> [Required task]
Go through the listing and copy each line with the string "index".
----------
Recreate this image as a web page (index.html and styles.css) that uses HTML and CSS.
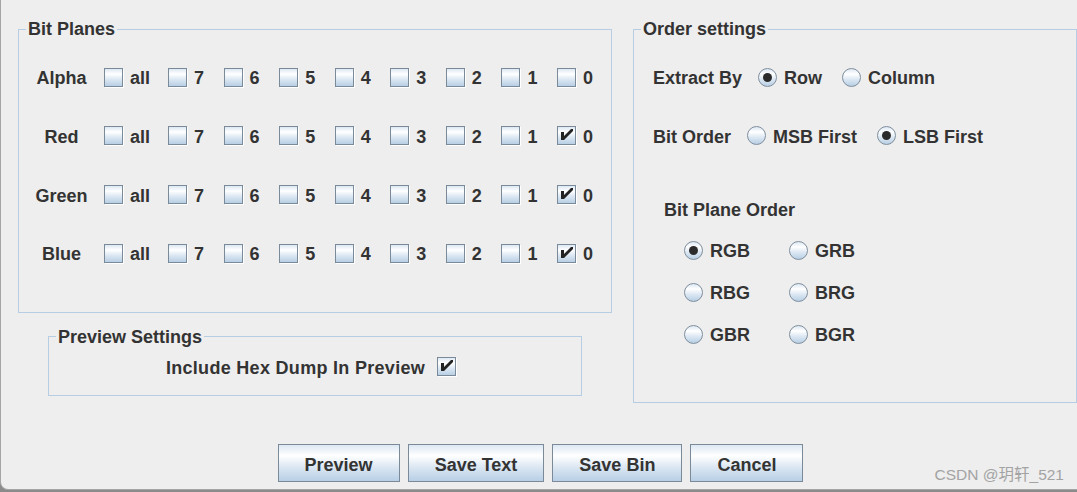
FILE: index.html
```html
<!DOCTYPE html>
<html lang="en">
<head>
    <meta charset="UTF-8">
    <meta name="viewport" content="width=device-width, initial-scale=1.0">
    <title>Extract Preview</title>
    <link rel="stylesheet" href="styles.css">
</head>
<body>
    <div class="dialog">
        <div class="panels">
            <div class="left-col">
                <fieldset class="group">
                    <legend>Bit Planes</legend>
                    <div class="plane-grid">
                        <span class="plane-name">Alpha</span>
                        <label class="check"><span class="box"></span>all</label>
                        <label class="check"><span class="box"></span>7</label>
                        <label class="check"><span class="box"></span>6</label>
                        <label class="check"><span class="box"></span>5</label>
                        <label class="check"><span class="box"></span>4</label>
                        <label class="check"><span class="box"></span>3</label>
                        <label class="check"><span class="box"></span>2</label>
                        <label class="check"><span class="box"></span>1</label>
                        <label class="check"><span class="box"></span>0</label>

                        <span class="plane-name">Red</span>
                        <label class="check"><span class="box"></span>all</label>
                        <label class="check"><span class="box"></span>7</label>
                        <label class="check"><span class="box"></span>6</label>
                        <label class="check"><span class="box"></span>5</label>
                        <label class="check"><span class="box"></span>4</label>
                        <label class="check"><span class="box"></span>3</label>
                        <label class="check"><span class="box"></span>2</label>
                        <label class="check"><span class="box"></span>1</label>
                        <label class="check"><span class="box"><svg viewBox="1 1 17 17"><polygon points="4,6 7,6 7,10 14,3 16,3 16,5 7,14 4,14"/></svg></span>0</label>

                        <span class="plane-name">Green</span>
                        <label class="check"><span class="box"></span>all</label>
                        <label class="check"><span class="box"></span>7</label>
                        <label class="check"><span class="box"></span>6</label>
                        <label class="check"><span class="box"></span>5</label>
                        <label class="check"><span class="box"></span>4</label>
                        <label class="check"><span class="box"></span>3</label>
                        <label class="check"><span class="box"></span>2</label>
                        <label class="check"><span class="box"></span>1</label>
                        <label class="check"><span class="box"><svg viewBox="1 1 17 17"><polygon points="4,6 7,6 7,10 14,3 16,3 16,5 7,14 4,14"/></svg></span>0</label>

                        <span class="plane-name">Blue</span>
                        <label class="check"><span class="box"></span>all</label>
                        <label class="check"><span class="box"></span>7</label>
                        <label class="check"><span class="box"></span>6</label>
                        <label class="check"><span class="box"></span>5</label>
                        <label class="check"><span class="box"></span>4</label>
                        <label class="check"><span class="box"></span>3</label>
                        <label class="check"><span class="box"></span>2</label>
                        <label class="check"><span class="box"></span>1</label>
                        <label class="check"><span class="box"><svg viewBox="1 1 17 17"><polygon points="4,6 7,6 7,10 14,3 16,3 16,5 7,14 4,14"/></svg></span>0</label>
                    </div>
                </fieldset>

                <fieldset class="group preview">
                    <legend>Preview Settings</legend>
                    <label class="hex-row">Include Hex Dump In Preview<span class="box"><svg viewBox="1 1 17 17"><polygon points="4,6 7,6 7,10 14,3 16,3 16,5 7,14 4,14"/></svg></span></label>
                </fieldset>
            </div>

            <fieldset class="group order">
                <legend>Order settings</legend>
                <div class="order-body">
                    <div class="order-row">
                        <span class="caption">Extract By</span>
                        <label class="opt"><span class="radio on"></span>Row</label>
                        <label class="opt"><span class="radio"></span>Column</label>
                    </div>
                    <div class="order-row">
                        <span class="caption">Bit Order</span>
                        <label class="opt"><span class="radio"></span>MSB First</label>
                        <label class="opt"><span class="radio on"></span>LSB First</label>
                    </div>
                    <div class="plane-order">
                        <div class="sub-title">Bit Plane Order</div>
                        <div class="plane-radios">
                            <label class="opt"><span class="radio on"></span>RGB</label>
                            <label class="opt"><span class="radio"></span>GRB</label>
                            <label class="opt"><span class="radio"></span>RBG</label>
                            <label class="opt"><span class="radio"></span>BRG</label>
                            <label class="opt"><span class="radio"></span>GBR</label>
                            <label class="opt"><span class="radio"></span>BGR</label>
                        </div>
                    </div>
                </div>
            </fieldset>
        </div>

        <div class="buttons">
            <button>Preview</button>
            <button>Save Text</button>
            <button>Save Bin</button>
            <button>Cancel</button>
        </div>

        <span class="watermark">CSDN @玥轩_521</span>
    </div>
</body>
</html>
```

FILE: styles.css
```css
* {
    box-sizing: border-box;
}
body {
    margin: 0;
    background-color: #8a8a8a;
    font-family: "Liberation Sans", Arial, sans-serif;
    font-weight: bold;
    font-size: 18px;
    color: #333;
    overflow: hidden;
}
.dialog {
    position: relative;
    width: 1080px;
    height: 490px;
    background-color: #eeeeee;
    border-left: 1px solid #a4a4a4;
    border-bottom: 1px solid #a4a4a4;
    border-bottom-left-radius: 8px;
}
.panels {
    display: flex;
    align-items: flex-start;
    padding: 19px 0 0 17px;
}
.left-col {
    width: 594px;
}

/* titled borders */
.group {
    margin: 0;
    padding: 0;
    min-width: 0;
    border: 1px solid #b6cde4;
}
.group legend {
    margin-left: 7px;
    padding: 0 2px;
    line-height: 20px;
}

/* bit planes */
.plane-grid {
    display: grid;
    grid-template-columns: 85px 64px repeat(7, 55.57px) 1fr;
    grid-auto-rows: 58.67px;
    align-items: center;
    padding: 9px 0 29.33px;
    line-height: 20px;
}
.plane-name {
    justify-self: center;
    padding-top: 2px;
}
.check {
    display: flex;
    align-items: center;
    gap: 7px;
    padding-top: 2px;
}
.box {
    display: inline-block;
    width: 19px;
    height: 19px;
    margin-top: -2px;
    border: 1px solid #7a8a99;
    box-shadow: 1px 1px 0 #fff;
    background: linear-gradient(to bottom, #dde8f3 0%, #fff 30%, #dde8f3 60%, #b8cfe5 100%);
}
.box svg {
    display: block;
    width: 17px;
    height: 17px;
    fill: #222;
}

/* preview settings */
.preview {
    margin: 14px 0 0 30px;
    width: 534px;
}
.hex-row {
    display: flex;
    justify-content: center;
    align-items: center;
    gap: 12px;
    padding: 11px 8px 17px 0;
    line-height: 20px;
    letter-spacing: 0.3px;
}

/* order settings */
.order {
    width: 444px;
    margin-left: 21px;
}
.order-body {
    padding: 9px 0 46.5px 19px;
    line-height: 20px;
}
.order-row {
    display: flex;
    align-items: center;
    gap: 12px;
    height: 58.67px;
}
.caption {
    padding-top: 2px;
}
.opt {
    display: flex;
    align-items: center;
    gap: 7px;
    padding: 2px 4px 0;
}
.plane-radios .opt {
    padding: 2px 0 0;
}
.radio {
    display: inline-flex;
    align-items: center;
    justify-content: center;
    width: 19px;
    height: 19px;
    margin-top: -2px;
    border-radius: 50%;
    border: 1px solid #7f8e9d;
    background: linear-gradient(to bottom, #dde8f3 0%, #fff 30%, #dde8f3 60%, #b8cfe5 100%);
}
.radio.on::after {
    content: "";
    width: 9px;
    height: 9px;
    border-radius: 50%;
    background-color: #2b2b2b;
}
.plane-order {
    margin-top: 34px;
    padding-left: 11px;
}
.sub-title {
    padding-top: 1px;
}
.plane-radios {
    display: grid;
    grid-template-columns: 105px 105px;
    grid-auto-rows: 42px;
    align-items: center;
    margin-top: 9px;
    padding-left: 20px;
}

/* buttons */
.buttons {
    display: flex;
    justify-content: center;
    gap: 8px;
    margin-top: 41px;
}
button {
    height: 38px;
    margin: 0;
    padding: 6px 26px 0;
    font: inherit;
    color: #333;
    border: 1px solid #7a8a99;
    background: linear-gradient(to bottom, #dde8f3 0%, #fff 30%, #dde8f3 60%, #b8cfe5 100%);
}

.watermark {
    position: absolute;
    right: 16px;
    bottom: 5px;
    font-family: "Liberation Sans", "Noto Sans CJK SC", sans-serif;
    font-weight: normal;
    font-size: 15.5px;
    line-height: 18px;
    color: #a3a3a3;
}
```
----------
> [Task solution]
Recreate this image as a web page (index.html and styles.css) that uses HTML and CSS.
FILE: index.html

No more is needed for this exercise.